4. Overemphasis on Paper Qualifications
The system still trains students primarily to pass WAEC, NECO, or JAMB, not to think, innovate, or solve problems. The race to collect certificates overshadows skill development. This paper-first, skills-last model completely ignores Gen Z’s entrepreneurial and self-learning inclinations. This generation is launching businesses from their phones, editing videos on CapCut, and designing graphics on Canva. Yet, school often limits them to textbooks written before some of them were born.
5. Lack of Mental Health and Emotional Support
Gen Z is more open about mental health challenges than any previous generation. But Nigerian schools are grossly underprepared to offer psychosocial support. In most schools, there are virtually no school counsellors, no safe spaces, and no emphasis on student wellness. In classrooms where punishments are still physical and failure is stigmatised, learners are taught to suppress emotions, not to express them.
The Cost of Ignoring the Gen Z Gap
The price Nigeria pays for maintaining an analogue system in a digital world is steep:
High dropout rates: Disengaged learners are more likely to abandon school early.
Youth unemployment: A system that doesn’t equip students with modern skills contributes directly to joblessness.
Skill mismatch: Employers are seeking digitally competent graduates; schools are producing theory-bound certificate holders.
Brain drain: The best and brightest seek out opportunities abroad or through informal digital platforms.
Rising apathy and distrust: Students no longer see school as a path to success, leading to disillusionment.
What a Gen Z-Ready Nigerian Classroom Should Look Like
To close this gap, education must be radically reimagined—not incrementally adjusted. Here’s what a system built for Gen Z must prioritise:
1. Curriculum Overhaul with Digital Relevance
Subjects must include practical digital skills across all disciplines—data literacy, coding, design thinking, financial literacy, and digital storytelling. History should include media analysis. Science should include simulation. English should include digital writing and blogging.
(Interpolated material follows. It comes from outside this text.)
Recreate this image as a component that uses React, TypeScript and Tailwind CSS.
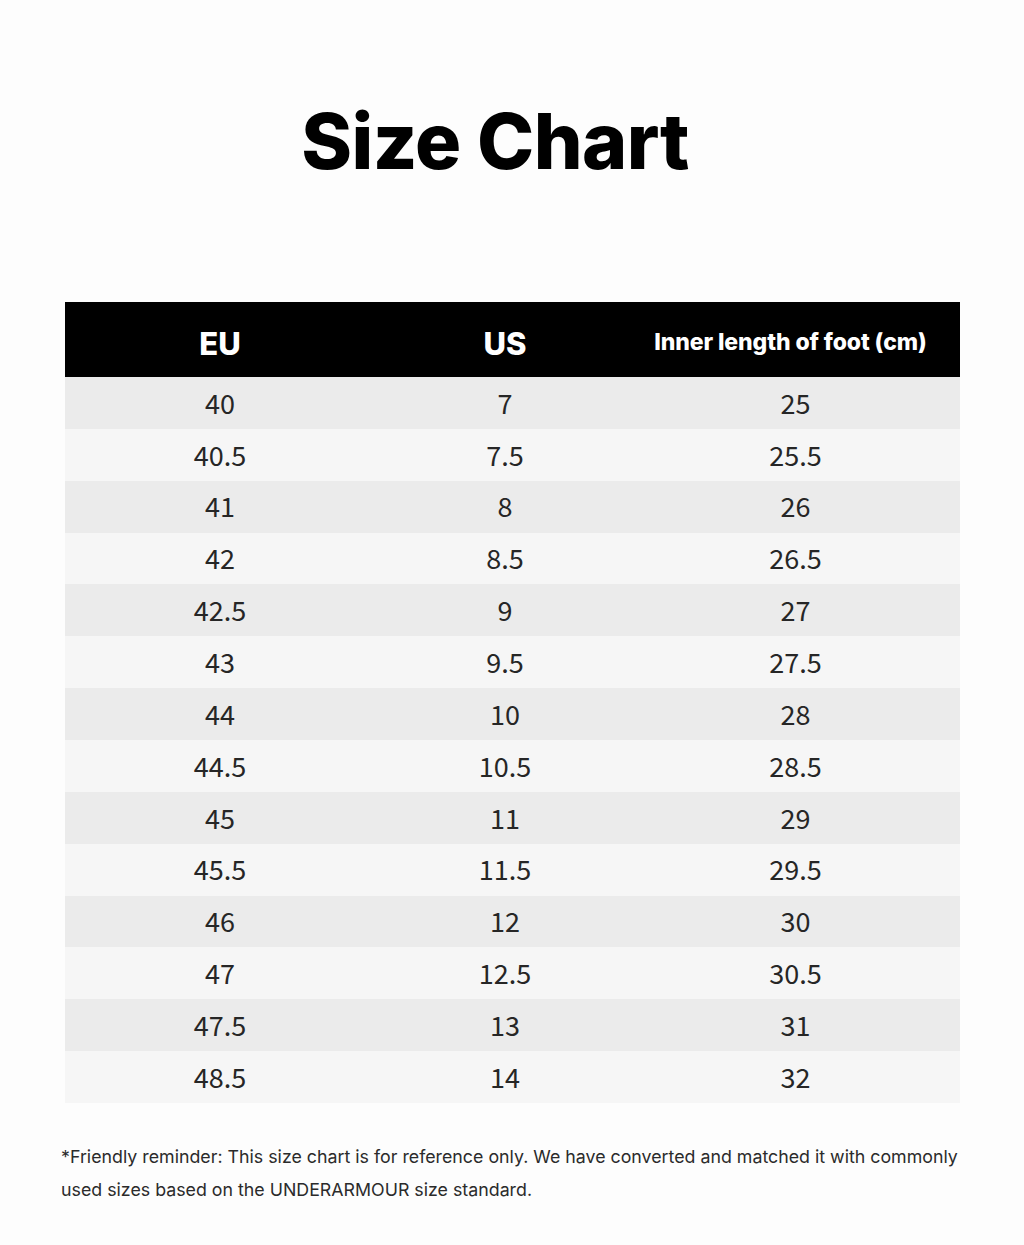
import React from 'react';

const rows: [string, string, string][] = [
  ['40', '7', '25'],
  ['40.5', '7.5', '25.5'],
  ['41', '8', '26'],
  ['42', '8.5', '26.5'],
  ['42.5', '9', '27'],
  ['43', '9.5', '27.5'],
  ['44', '10', '28'],
  ['44.5', '10.5', '28.5'],
  ['45', '11', '29'],
  ['45.5', '11.5', '29.5'],
  ['46', '12', '30'],
  ['47', '12.5', '30.5'],
  ['47.5', '13', '31'],
  ['48.5', '14', '32'],
];

const App: React.FC = () => {
  return (
    <div className="w-[1024px] h-[1245px] bg-[#fdfdfd] font-['Inter',sans-serif] text-black overflow-hidden">
      {/* Title */}
      <div className="h-[302px] pt-[103px] pr-[34px]">
        <h1 className="text-center text-[77px] font-extrabold leading-none tracking-[-0.6px]">Size Chart</h1>
      </div>

      {/* Table */}
      <div className="ml-[65px] w-[895px]">
        <div className="grid grid-cols-[310px_260px_325px] h-[75px] bg-black text-white items-center font-extrabold">
          <div className="text-center text-[31px] pt-[10px]">EU</div>
          <div className="text-center text-[31px] pt-[10px]">US</div>
          <div className="text-center text-[23px] pt-[6px] pr-[14px] tracking-[-0.1px]">Inner length of foot (cm)</div>
        </div>
        {rows.map((r, i) => (
          <div
            key={r[0]}
            className={`grid grid-cols-[310px_260px_325px] h-[51.86px] items-center text-[27px] text-[#262626] font-['Noto_Sans_CJK_SC','Noto_Sans',sans-serif] ${
              i % 2 === 0 ? 'bg-[#ebebeb]' : 'bg-[#f6f6f6]'
            }`}
          >
            <div className="text-center">{r[0]}</div>
            <div className="text-center">{r[1]}</div>
            <div className="text-center pr-[4px]">{r[2]}</div>
          </div>
        ))}
      </div>

      {/* Note */}
      <p className="mt-[37px] ml-[61px] w-[930px] text-[17.8px] leading-[33px] text-[#2b2b2b]">
        *Friendly reminder: This size chart is for reference only. We have converted and matched it with commonly
        <br />
        used sizes based on the UNDERARMOUR size standard.
      </p>
    </div>
  );
};

export default App;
2. Technology as Infrastructure, Not Privilege
From urban to rural areas, schools must be equipped with stable electricity, internet access, projectors, and basic computing tools. Teachers must be trained—not just in device use, but in digital pedagogy.
3. Student-Centred Learning Environments
Pedagogy must shift from teacher-led lectures to inquiry-based learning. Students should be allowed to co-create learning goals, contribute to classroom discussions, and collaborate on real-world projects.
4. Hybrid and Personalised Learning
Gen Z doesn’t learn at the same pace. Technology allows for personalised learning paths. Schools should adopt hybrid models—combining face-to-face interaction with curated digital content that students can explore at their own pace.
5. Assessment That Rewards Thinking, Not Rote Learning
Move beyond multiple choice and essay regurgitation. Include presentations, peer reviews, digital portfolios, and project-based assessment. Make thinking visible, and reward innovation.
6. Mental Health as Core Infrastructure
Integrate wellness education into the timetable. Employ trained counsellors in schools. Replace punitive disciplinary models with restorative approaches. Gen Z needs emotional safety to thrive academically.
The mismatch between Nigerian classrooms and Gen Z learners is not merely a gap, it is a widening chasm. While the world prepares its young population to lead in AI, renewable energy, creative economies, and digital entrepreneurship, Nigeria is still preparing students to cram 40-year-old definitions and pass outdated exams. This is not just unfair, it is dangerous. To fix this, policymakers must stop treating education reform as a bureaucratic exercise. It must become a deliberate, strategic alignment with the world our children already live in. We must stop educating for the past and start designing for the future.
If Nigeria wants to harness the creativity, curiosity, and competence of its Gen Z population, the education system must evolve. Because the future is already in the classroom and it is rapidly losing interest.